Gabby shares that she currently does not have a relationship with her mom, and how, as a result, she can’t receive love, although she can still “give love, no problem.” (This will likely secure her an invitation to the Fantasy Suite in the future.) Clayton, who is not practicing active listening, nods along and occasionally contributes a “Mmmm” to the conversation. The two make out in front of the Toronto skyline and Clayton gives Gabby a rose for “not holding back.”
Roast group date
Rachel, Sarah, Serene, Marlena, Susie, Hunter, Eliza, Teddi and Mara are invited to a roast, hosted by Canadian comedian Russell Peters, whom I immediately like because he calls Clayton “vanilla as f*ck.”
In addition to some harmless jokes about Clayton being from Missouri and Hunter’s IBS, the roast gets a bit heated. Sarah teases Mara for being old—after all, she is a whopping 33 years old—and Mara responds in kind, mocking Sarah, who is 10 years her junior, for being the youngest in the house. Mara escalates the roast with a mic drop, saying, “Just go home, you desperate b*tch.” On a normal season, this would be the start of an intense rivalry, but instead, the women unite to pile on Shanae instead, even though she’s not there to defend herself. You know what they say about karma …
“Damn, Shanae, you ain’t here but I’m still gonna get your ass,” Marlena says, before winning my Quote of the Week award: “Shanae is like a herpes outbreak. No matter how hard you try to get rid of her, she keeps coming back and lasting longer than expected.” BOOM. ROASTED. Generally, I don’t condone woman-on-woman violence, but I’ll make an exception if it’s levied against Shanae.
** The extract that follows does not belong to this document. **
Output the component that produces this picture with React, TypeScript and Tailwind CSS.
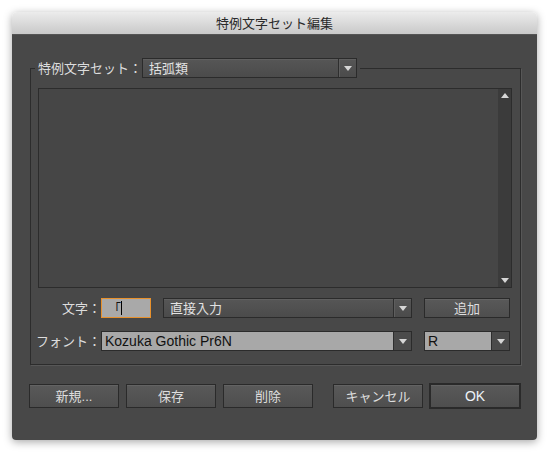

At the afterparty, Clayton compliments Marlena for her killer stand-up set; Susie gets behind a mic again, but only to express her feelings for Clayton; and Eliza takes maple syrup shots with Clayton. Somehow, Rachel gets the group date rose for “making him feel safe.”
The impending two-on-one
No season of “The Bachelor” is complete without a two-on-one date, during which the Bachelor takes two women on a date, with only one rose to give out at the end. For this two-on-one, the date card reads, “Shanae and Genevieve: into the falls, your journey goes. Only one comes out with a rose. I need to make a decision.” The women notice that this is the first time he has signed a date card “-Clayton,” rather than “Love, Clayton,” a harbinger of drama to come. Cocky as ever, Shanae tells the camera, “I literally have been scripting everything I’m going to say to him. You know, reading out loud, writing it out, practicing over and over so I know what I’m gonna do.” Clayton is going to feel like such a clown watching his season back.
If you ask me, Shanae’s reign of terror has gone on long enough, so I’d like to add a line to the poem on the date card:
Into the falls, your journey goes.
Only one comes out with a rose.
Shanae, you’re about to get deposed.